First, He covers the nakedness of His sinful creatures and promised that One would come to set things right. Then He established the shedding of blood for remission of sin, and laid out all the rituals of the sacrifice, worship, and even gave glimpses of Who and what was to come through the tabernacle/temple and all their furnishings—each of these was a clue to how His plan of redemption would unfold, and the restoration of union with His people would be worked out. Along with all these glimpses, His prophets and psalmists gave us clues to the true nature of the coming Messiah. God’s ways of holiness and mercy, loving discipline, and promises for His people through history also added to the revelation those who seek after God should see as evidence leading to the conclusion of who God is and what He was up to.

And, yet, God still persists in keeping an air of mystery—in part because we most likely couldn’t understand if He explained it all, even in the simplest of terms. And, in part, because it develops our trust in Him and deepens our faith in His wisdom, goodness, and love when we cannot see everything laid out plainly before us. God reveals what we need to know in order to have faith for the rest which He has yet to reveal. Therefore, before the cross Jesus did not explain all the whys and wherefores of His impending death for our salvation. And, even when He did speak plainly, those closest to Him could not take it in because it was beyond their comprehension, and because God was temporarily protecting them from knowledge too wonderful for them to grasp in that moment.
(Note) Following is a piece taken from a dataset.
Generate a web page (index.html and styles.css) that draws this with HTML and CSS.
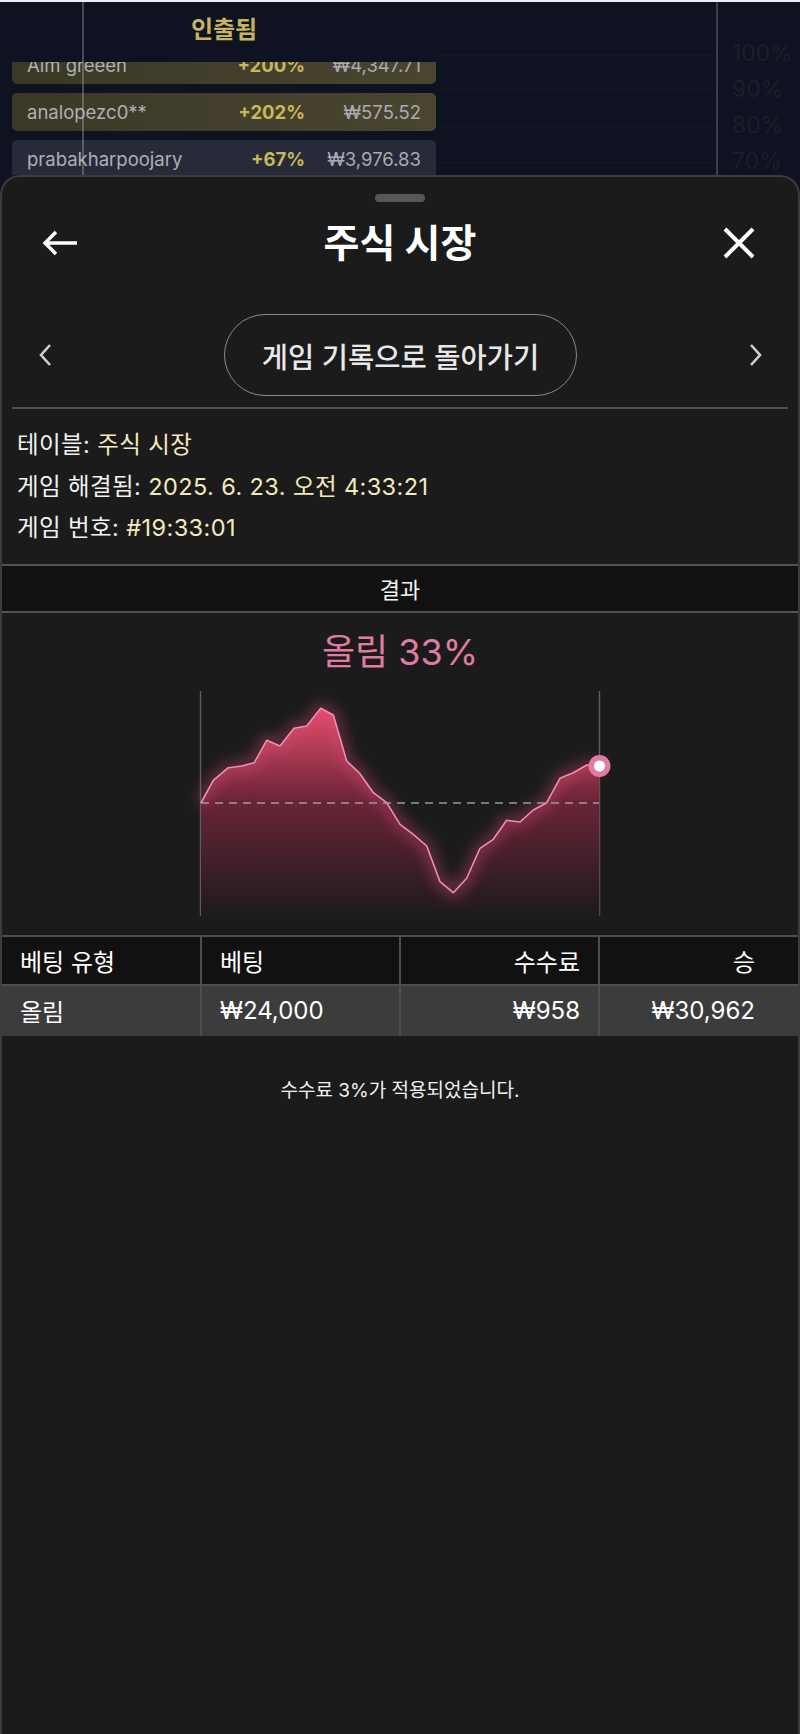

Christ’s coming at what we call Christmas is full of the mysteries of God, as well as some of the revelations of what previously had been shrouded to human understanding. It is a mystery that God would be so merciful to us as to redeem creatures as rebellious and wicked as we are. It is a mystery why He would want to come down to our level in the first place. It is a mystery how Jesus could be incarnated as fully God and fully man. It is a mystery that the infinite God would confine Himself to a single cell, uniting with a human egg, and growing cell by cell, just as we all have done. It is a mystery how Almighty God could allow Himself to be so vulnerable. It is a mystery how the most glorious God would choose humility and obscurity. It is a mystery how God could love us so much that He would give His life for us. It is a mystery how eternal God could die. It is a mystery how His suffering and death can pay the price for all the sins of all who will believe. It is a mystery how redeemed souls are brought into glorious union with the Godhead. It is a mystery how the Holy Spirit empowered Jesus to rise from the grave and conquer death. It is a mystery that we are somehow “crucified with Christ’ and also “raised with Him.” It is a mystery that we are coheirs with Christ and will reign with Him. It is a mystery that when we see Him we will be like Him.

All of these mysteries, and so many more, surround us, but have we lost our wonder? Do we take time to consider the marvelous mysteries that are our heritage, our promise, our future? This Christmas let’s renew our awe for the great mysteries of which we partake each day, wrapped up in the gift of this Son of God, given to us a great cost and with enormous love. Let us become thrilled once again by all God has done for us, and has promised yet to do, as these mysteries continue to unfold.